1. Patency of the upper airway is critical to respiration. Although about half of patients with the sleep apnoea/hypopnoea syndrome obstruct their upper airway at the retropalatal level, the respiratory actions of the palatal muscles have been little studied. We have therefore tested the hypothesis that the nasopharyngeal dilator muscle palatoglossus is activated during inspiration and by negative pressure.
2. Using intramuscular wire electrodes inserted perorally, we have compared the response of palatoglossus and genioglossus to breathing, posture change and airway negative pressure in 10 normal awake subjects before and after topical anaesthesia. The results are expressed as a percentage of maximal electromyogram. Data were analysed by repeated-measures analysis of variance.
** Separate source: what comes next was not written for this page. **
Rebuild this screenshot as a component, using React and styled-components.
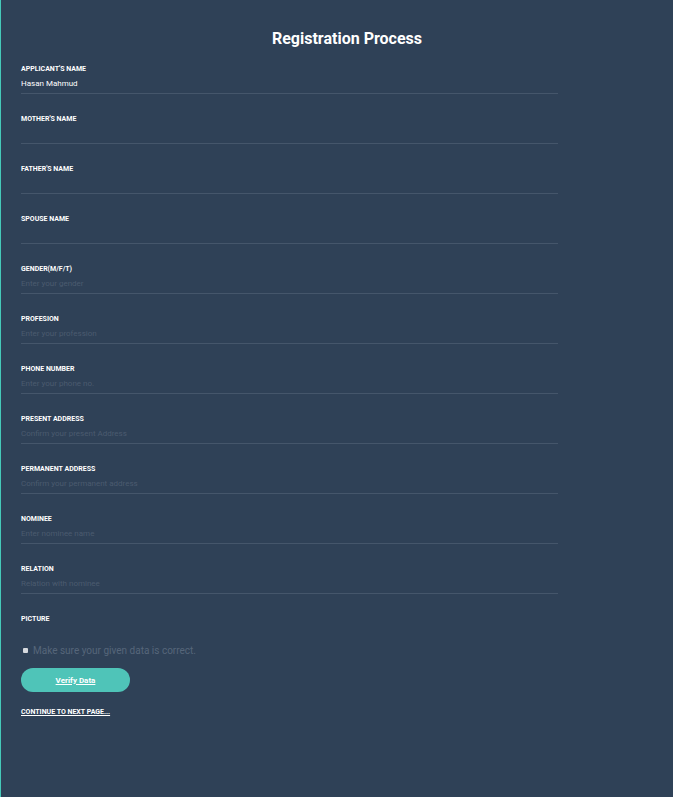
import React from 'react'
import styled, { createGlobalStyle } from 'styled-components';

const GlobalStyle = createGlobalStyle`
    html, body {
        margin: 0;
        padding: 0;
        background: #2f4157;
    }
    #root {
        min-height: 797px;
    }
`;

const fields = [
    { label: "Applicant's Name", value: 'Hasan Mahmud' },
    { label: "Mother's Name" },
    { label: "Father's Name" },
    { label: 'Spouse Name' },
    { label: 'Gender(M/F/T)', placeholder: 'Enter your gender' },
    { label: 'Profesion', placeholder: 'Enter your profession' },
    { label: 'Phone Number', placeholder: 'Enter your phone no.' },
    { label: 'Present Address', placeholder: 'Confirm your present Address' },
    { label: 'Permanent Address', placeholder: 'Confirm your permanent address' },
    { label: 'Nominee', placeholder: 'Enter nominee name' },
    { label: 'Relation', placeholder: 'Relation with nominee' },
];

const App = () => {
    return (
        <Page>
            <GlobalStyle />
            <Title>Registration Process</Title>
            <Form onSubmit={e => e.preventDefault()}>
                {fields.map(field => (
                    <Field key={field.label}>
                        <Label>{field.label}</Label>
                        <Input defaultValue={field.value} placeholder={field.placeholder} />
                    </Field>
                ))}
                <PictureField>
                    <Label>Picture</Label>
                </PictureField>
                <CheckRow>
                    <Box />
                    <CheckText>Make sure your given data is correct.</CheckText>
                </CheckRow>
                <VerifyButton type="submit">Verify Data</VerifyButton>
                <NextLink href="#">Continue to next page...</NextLink>
            </Form>
        </Page>
    )
}

const Page = styled.div`
    min-height: 797px;
    box-sizing: border-box;
    border-left: 1px solid #45c9b9;
    padding: 29px 0 40px 20px;
    font-family: Roboto, "Noto Sans", sans-serif;
`;

const Title = styled.h1`
    margin: 0 0 14px 0;
    font-size: 16px;
    line-height: 20px;
    font-weight: 700;
    color: #ffffff;
    text-align: center;
`;

const Form = styled.form`
    display: flex;
    flex-direction: column;
    align-items: flex-start;
`;

const Field = styled.div`
    display: flex;
    flex-direction: column;
    width: 537px;
    margin-bottom: 19px;
`;

const PictureField = styled(Field)`
    margin-bottom: 20px;
`;

const Label = styled.label`
    padding-top: 1px;
    font-size: 7px;
    line-height: 10px;
    font-weight: 700;
    text-transform: uppercase;
    color: #ffffff;
`;

const Input = styled.input`
    height: 19px;
    padding: 0;
    border: none;
    border-bottom: 1px solid #45566b;
    background: transparent;
    color: #ffffff;
    font-family: Roboto, "Noto Sans", sans-serif;
    font-size: 8px;
    outline: none;

    &::placeholder {
        color: #4b5b6f;
    }
`;

const CheckRow = styled.div`
    display: flex;
    align-items: center;
    gap: 5px;
    height: 12px;
    margin-left: 2px;
    margin-bottom: 12px;
`;

const Box = styled.span`
    width: 5px;
    height: 5px;
    background: #d6d9de;
    border-radius: 1px;
`;

const CheckText = styled.span`
    font-size: 10px;
    color: #56667a;
`;

const VerifyButton = styled.button`
    width: 109px;
    height: 24px;
    border: none;
    border-radius: 12px;
    background: #4fc4b8;
    color: #ffffff;
    font-family: Roboto, "Noto Sans", sans-serif;
    font-size: 8px;
    font-weight: 700;
    text-decoration: underline;
    cursor: pointer;
    margin-bottom: 16px;
`;

const NextLink = styled.a`
    font-size: 7px;
    font-weight: 700;
    text-transform: uppercase;
    color: #ffffff;
    text-decoration: underline;
`;

export default App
3. Inspiratory activity was exhibited by both genioglossus [inspiratory, 10% ± 2% (SEM); expiratory, 6% ± 1%, P = 0.001] and palatoglossus (inspiratory, 16% ± 5%, expiratory, 10% ± 3%, P = 0.016), but only genioglossus exhibited increased activity on lying (supine 10% ± 2%, erect 6% ± 1% maximum, P = 0.01).
4. One hundred milliseconds after negative pressure application, activity increased in both genioglossus (7% ± 2% and 13% ± 3% respectively, P = 0.02) and palatoglossus (8% ± 2% and 23% ± 6% respectively, P < 0.001). After lignocaine surface anaesthesia to the nose and pharynx both genioglossus and palatoglossus still increased their activity in response to negative upper airway pressure, the extent of the increase being decreased for palatoglossus (P = 0.02) but not for genioglossus.
5. Thus, palatoglossus has respiratory activity and is activated by negative upper airway pressure.